I'd like to throw my two cents in, without going too deep into the debate:
I live in Berlin, Germany, and I know quite a few people with immigration background from Muslim countries (see? I am even hesitant saying "Muslims", because according to my experience, most of them are not even religious Muslims). It's true there are some problems with this group of people. Especially young guys from Turkish families often don't know how to behave properly, they seem very macho, often display an authoritarian attitude, they have an awkward attitude towards women, they are overrepresented in the crime rate of that age group.
But according to my impression, this has nothing at all to do with Islam. On the contrary. Those who actually care about their Muslim religion are usually better integrated, they restrain from crime, they respect women better, they don't display this ugly "young male teen mob" mentality. But of course the really Muslim people among them are sometimes awkward too -- very conservative views on gender roles, homophobia and so on, much like hardcore Christians. But hey, we're a free country, so as long as you respect the law, you're free to believe what you want. Actual support of terrorism really is only a mere fringe phenomenon, even among those few immigrants who actually care about Islam.
If you ask me, the problems we're having with young 2nd generation Turkish immigrants have nothing to do with Islam, but mostly with social status and backwards *tradition* (as opposed to religion) -- and bad education. Their parents are usually from very backwards East Anatolian regions, sometimes almost illiterate, hardly any education. Accordingly, their style of education is very authoritarian on one side, but on the other side, they give their sons too much leeway (their daughters are usually the nicest people on this planet). Religion does not even play an important role within their families, but backwards gender roles, family "values" and antique ideas of honor (you sometimes find this among backwards Christians in south Italy too). Of course the sons growing up in these families experience a clash of culture when being confronted with lenient, anti-authoritarian and individualist values in kindergartens, schools and sports clubs mostly frequented by natives. Some manage to make this tightrope walk, but others do not and then are trapped between cultures, are prone to crime and awkward behavior.
Why do people believe this has anything to do with Islam? I really have no idea, because it is more than obvious that it does not.
The rampant aggressive islamophobia among natives, on the other side, really worries me. Maybe that's because I don't understand it. Most of their ideas could not hold any scrutiny at all, if the islamophobes took the effort talking with actual Muslims only once. Usually, it's people who have some obscure fear, they apparently feel horribly threatened by anything that's alien and not culturally and racially pure, and they paint all immigrants from Muslim countries alike with such a broad brush that the resulting caricature seems ridiculous. I feel pity for them, because they must have a really ****ed up, pathetic life, when they are so horrible scared all the time. But what scared them so much, what went wrong? Did a Turkish yob mock them in a subway? Did a Turkish Döner Kebap seller cheat them for change? Big deal, happened to me too. But why, for Christ's sake, can't they just relax a little about it? **** happens.

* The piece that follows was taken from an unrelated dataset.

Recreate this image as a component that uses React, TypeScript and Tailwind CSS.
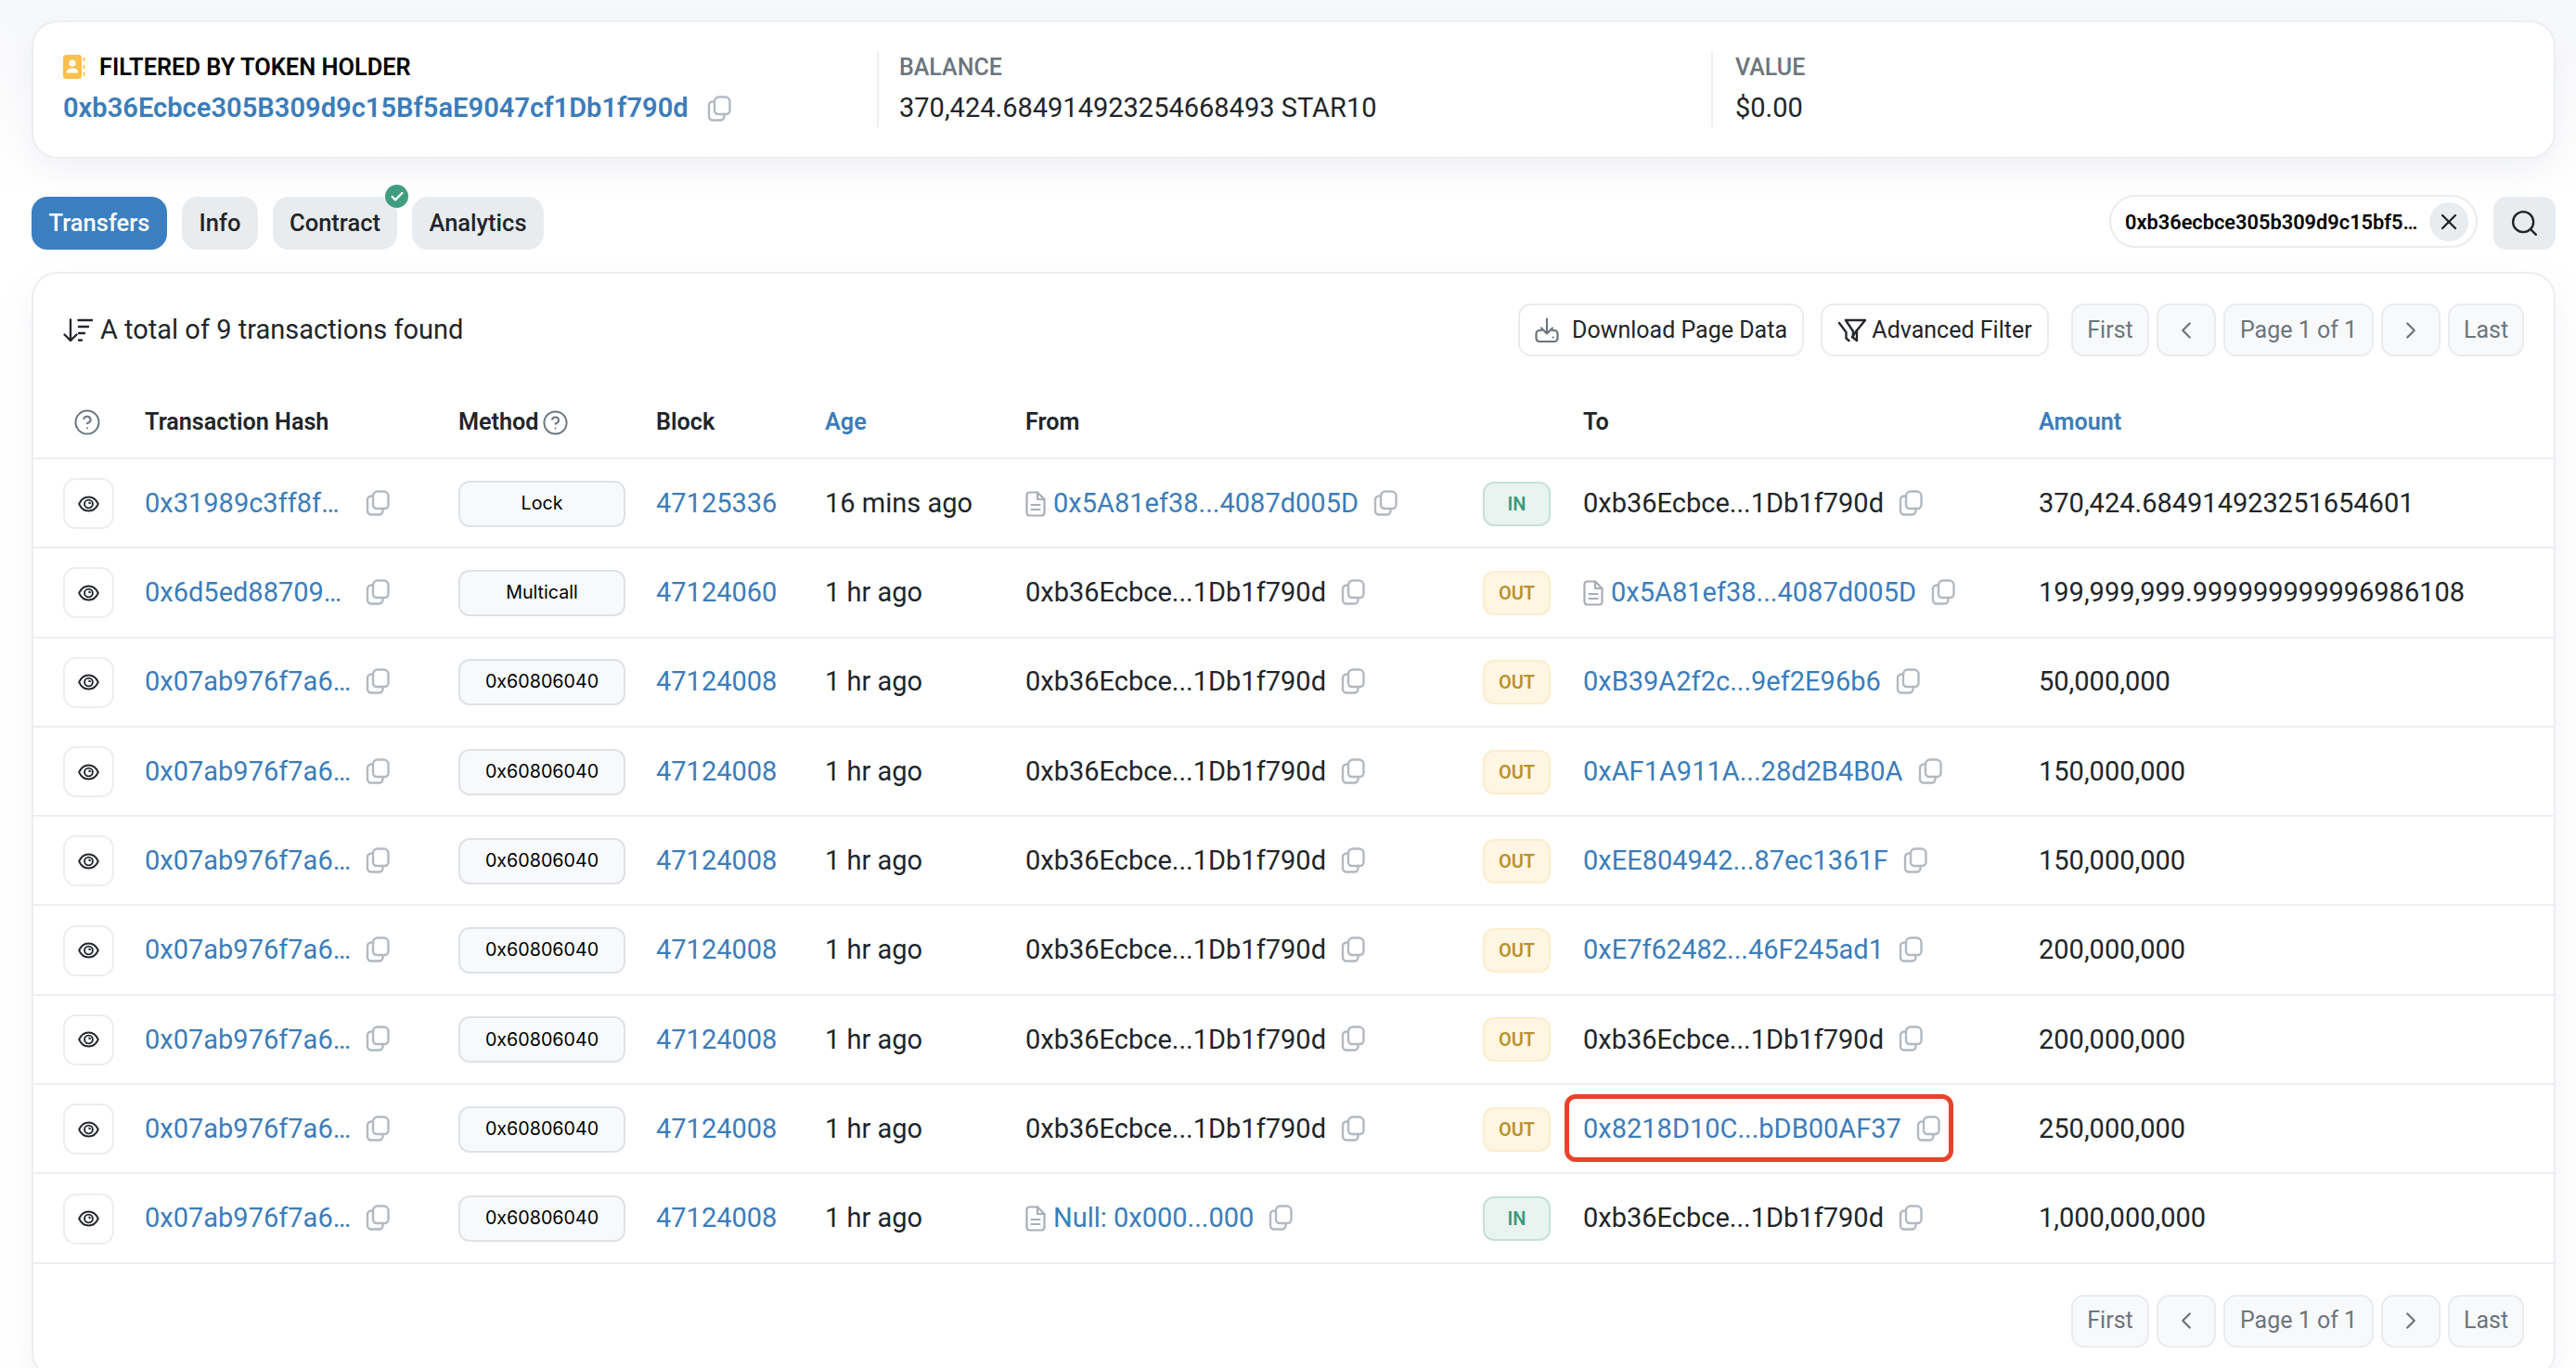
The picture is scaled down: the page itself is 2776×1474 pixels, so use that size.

On top of this deep fear, there apparently is much rage and hate, which worries me. All I get from the islamophobes is that they hate immigrants from Muslim countries. Constructive ideas about what to do, how to proceed with them? Never. Just as vague and undefined as their fear is, so is their hate. They just somehow want these aliens to vanish -- their mere existence bothers them, much more than their behavior. No clear, rational definition, just vague fear and hate. That worries me, because I feel they might even support a "final solution to the Muslim question", if the right demagogue proposed it. But maybe that's a stretch, I don't know. At any rate, I have never heard anything constructive at all from islamophobes. Not even a single time.
At any rate, islamophobia is objectively a much bigger threat to a free open society, a much bigger threat to democracy and freedom, than radical islamism is: Islamophobic parties on a platform of fear, hate and ostracism make up to 20% in European elections. Muslim political parties which might be a threat? As far as I know, such a party does not even exist, nowhere in Western Europe. Now if an islamist party with the goal of establishing a califate (a demand, which I believe, not even 5% of the immigrants in Germany from Muslim countries would support) was formed, and won considerable political influence, I might agree that there was a problem. But such a party is decades away of even being formed. Why all this paranoid hysteria? What's wrong with people?
And yeah, we should do a better job to address the problems with immigrant yobs and deranged teenagers. If their families can't give them a proper education, maybe our society should find ways to address this deficit. It's not a good thing when too much of them run around pestering women with vulgar slogans, selling drugs or beating up each other. But I really don't see that Islam plays any significant role in this.